Short exercise — Search the data for the word "this". Reproduce every line where it is found.

Given data —
== == ==
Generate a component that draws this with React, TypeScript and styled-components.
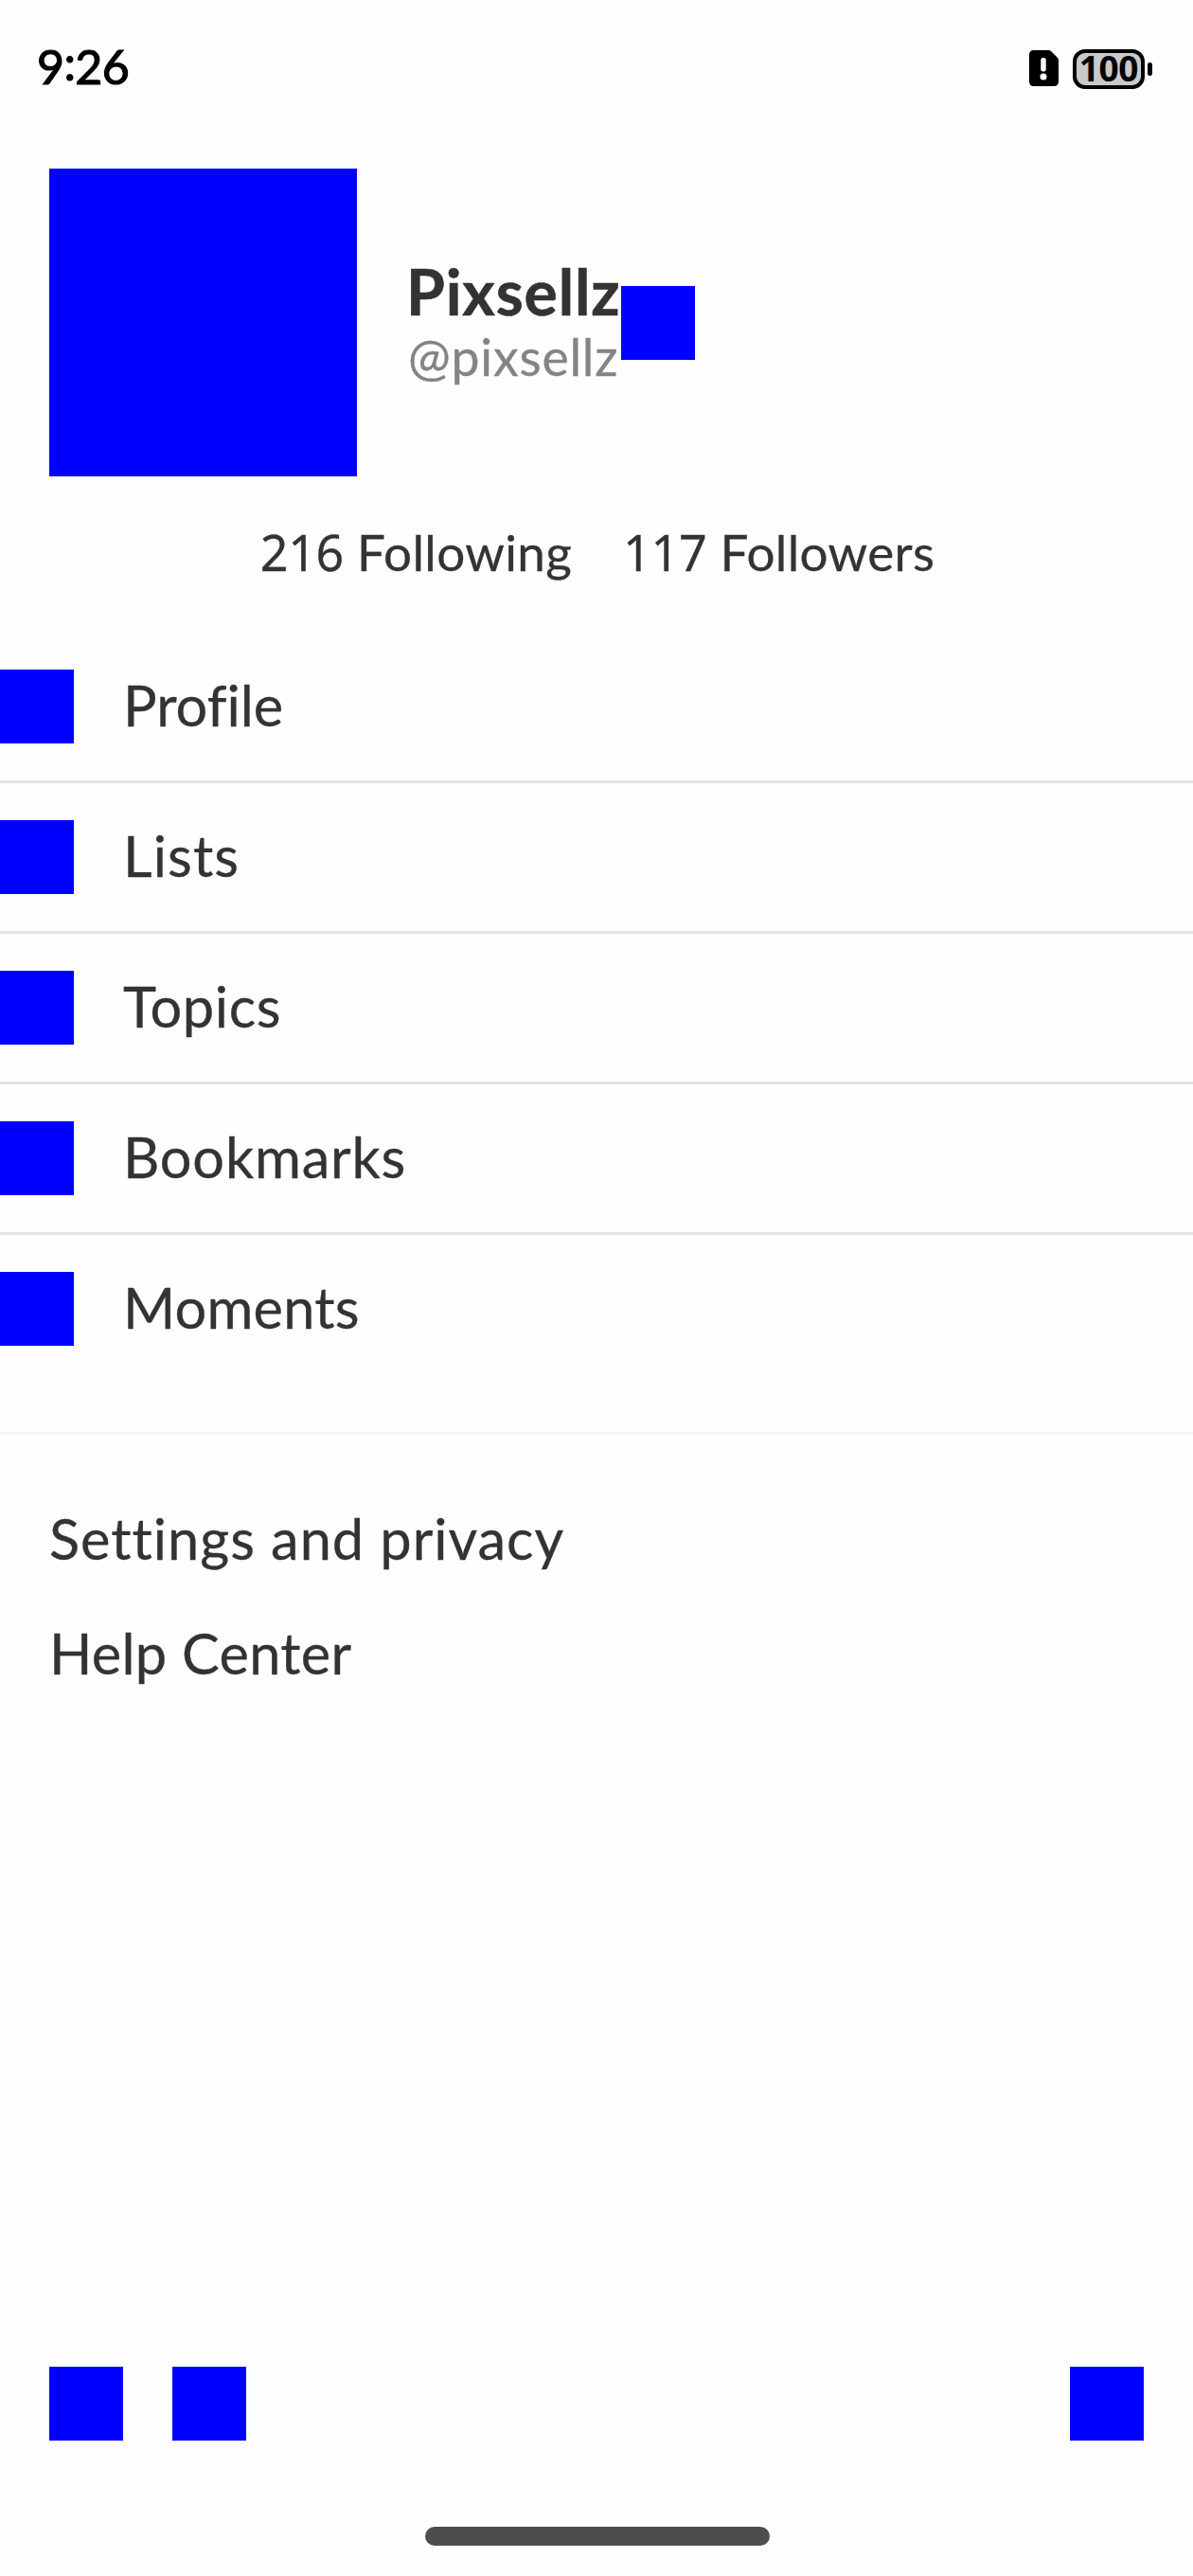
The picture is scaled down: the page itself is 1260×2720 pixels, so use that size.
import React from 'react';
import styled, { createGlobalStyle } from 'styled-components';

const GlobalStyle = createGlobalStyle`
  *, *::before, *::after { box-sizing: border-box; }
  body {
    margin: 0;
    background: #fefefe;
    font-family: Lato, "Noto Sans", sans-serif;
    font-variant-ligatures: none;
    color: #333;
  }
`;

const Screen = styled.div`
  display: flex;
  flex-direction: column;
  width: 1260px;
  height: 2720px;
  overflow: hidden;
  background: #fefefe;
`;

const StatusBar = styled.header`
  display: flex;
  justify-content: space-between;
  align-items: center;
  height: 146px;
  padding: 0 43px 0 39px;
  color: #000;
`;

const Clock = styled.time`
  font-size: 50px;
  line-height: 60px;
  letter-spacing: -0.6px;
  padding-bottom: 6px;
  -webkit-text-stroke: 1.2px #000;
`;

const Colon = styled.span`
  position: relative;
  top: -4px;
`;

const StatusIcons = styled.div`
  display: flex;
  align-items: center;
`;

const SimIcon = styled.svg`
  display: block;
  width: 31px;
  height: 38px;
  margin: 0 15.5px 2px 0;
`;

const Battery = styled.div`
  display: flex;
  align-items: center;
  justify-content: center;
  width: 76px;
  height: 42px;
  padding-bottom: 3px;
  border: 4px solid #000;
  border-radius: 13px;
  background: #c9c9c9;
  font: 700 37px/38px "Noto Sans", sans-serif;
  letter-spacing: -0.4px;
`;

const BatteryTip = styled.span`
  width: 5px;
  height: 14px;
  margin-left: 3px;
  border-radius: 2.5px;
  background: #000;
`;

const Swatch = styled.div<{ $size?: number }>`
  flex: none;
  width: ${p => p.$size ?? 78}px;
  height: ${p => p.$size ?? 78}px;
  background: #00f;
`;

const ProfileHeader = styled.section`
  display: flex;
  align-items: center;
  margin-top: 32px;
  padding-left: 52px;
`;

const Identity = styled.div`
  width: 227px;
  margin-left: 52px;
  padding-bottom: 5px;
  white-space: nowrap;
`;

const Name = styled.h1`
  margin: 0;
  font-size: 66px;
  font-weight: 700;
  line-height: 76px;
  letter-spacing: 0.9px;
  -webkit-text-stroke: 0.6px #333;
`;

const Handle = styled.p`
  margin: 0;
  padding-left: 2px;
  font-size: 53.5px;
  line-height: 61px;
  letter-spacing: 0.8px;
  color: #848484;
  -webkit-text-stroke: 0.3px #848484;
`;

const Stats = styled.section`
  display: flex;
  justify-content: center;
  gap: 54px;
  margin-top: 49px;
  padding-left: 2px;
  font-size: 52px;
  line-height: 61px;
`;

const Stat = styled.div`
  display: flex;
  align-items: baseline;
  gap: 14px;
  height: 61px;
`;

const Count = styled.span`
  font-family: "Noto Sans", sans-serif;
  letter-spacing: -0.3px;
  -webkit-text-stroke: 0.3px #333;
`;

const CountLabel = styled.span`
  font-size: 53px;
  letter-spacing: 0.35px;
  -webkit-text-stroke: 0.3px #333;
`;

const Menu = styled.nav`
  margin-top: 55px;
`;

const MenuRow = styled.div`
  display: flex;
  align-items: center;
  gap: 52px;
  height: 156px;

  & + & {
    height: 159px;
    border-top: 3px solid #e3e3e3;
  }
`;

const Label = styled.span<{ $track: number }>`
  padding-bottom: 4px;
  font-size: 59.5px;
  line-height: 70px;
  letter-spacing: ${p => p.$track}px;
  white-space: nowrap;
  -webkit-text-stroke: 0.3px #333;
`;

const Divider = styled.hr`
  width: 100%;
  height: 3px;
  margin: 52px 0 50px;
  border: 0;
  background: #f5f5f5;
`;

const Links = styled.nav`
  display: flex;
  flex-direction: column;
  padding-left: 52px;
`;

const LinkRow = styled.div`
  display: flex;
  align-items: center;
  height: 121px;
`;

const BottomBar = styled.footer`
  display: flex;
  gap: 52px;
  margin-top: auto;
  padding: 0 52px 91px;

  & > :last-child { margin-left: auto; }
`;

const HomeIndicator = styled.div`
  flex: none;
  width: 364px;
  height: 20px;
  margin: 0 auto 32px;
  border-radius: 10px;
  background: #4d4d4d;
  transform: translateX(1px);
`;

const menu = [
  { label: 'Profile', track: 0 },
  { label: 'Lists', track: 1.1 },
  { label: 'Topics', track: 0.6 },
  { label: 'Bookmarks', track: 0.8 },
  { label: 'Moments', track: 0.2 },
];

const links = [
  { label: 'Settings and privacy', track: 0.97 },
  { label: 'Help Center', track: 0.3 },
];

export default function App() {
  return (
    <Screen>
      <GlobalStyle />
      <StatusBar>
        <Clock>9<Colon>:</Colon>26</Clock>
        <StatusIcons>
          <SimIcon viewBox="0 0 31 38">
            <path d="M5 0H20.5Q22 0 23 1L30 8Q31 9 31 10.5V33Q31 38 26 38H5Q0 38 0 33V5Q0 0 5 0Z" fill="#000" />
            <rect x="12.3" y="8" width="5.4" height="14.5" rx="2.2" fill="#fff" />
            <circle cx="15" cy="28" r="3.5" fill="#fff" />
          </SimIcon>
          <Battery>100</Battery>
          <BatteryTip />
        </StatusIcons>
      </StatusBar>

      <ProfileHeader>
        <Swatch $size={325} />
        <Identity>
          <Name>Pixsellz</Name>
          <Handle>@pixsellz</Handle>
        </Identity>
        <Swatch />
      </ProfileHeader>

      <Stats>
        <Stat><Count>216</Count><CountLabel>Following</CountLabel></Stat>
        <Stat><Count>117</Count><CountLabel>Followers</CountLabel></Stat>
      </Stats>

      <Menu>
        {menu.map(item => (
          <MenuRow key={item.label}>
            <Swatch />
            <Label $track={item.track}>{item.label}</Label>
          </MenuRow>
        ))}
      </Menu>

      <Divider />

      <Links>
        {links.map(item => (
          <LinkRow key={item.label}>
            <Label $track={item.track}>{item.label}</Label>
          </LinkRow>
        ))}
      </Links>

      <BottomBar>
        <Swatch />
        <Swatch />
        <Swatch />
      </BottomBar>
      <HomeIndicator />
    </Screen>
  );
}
== == ==
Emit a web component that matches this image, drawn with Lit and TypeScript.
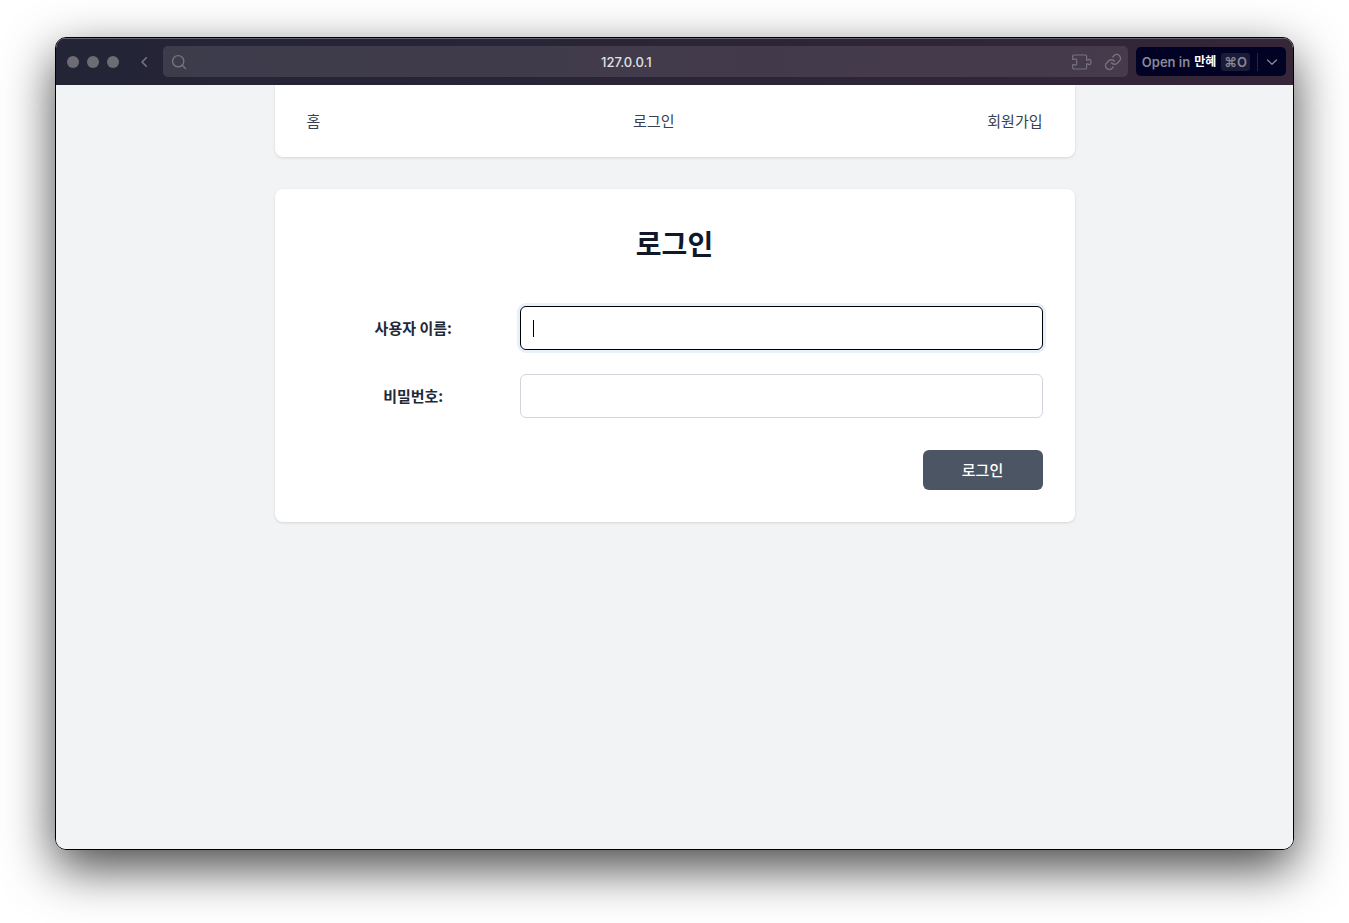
== == ==
Solution below —
Generate a component that draws this with React, TypeScript and styled-components.
Emit a web component that matches this image, drawn with Lit and TypeScript.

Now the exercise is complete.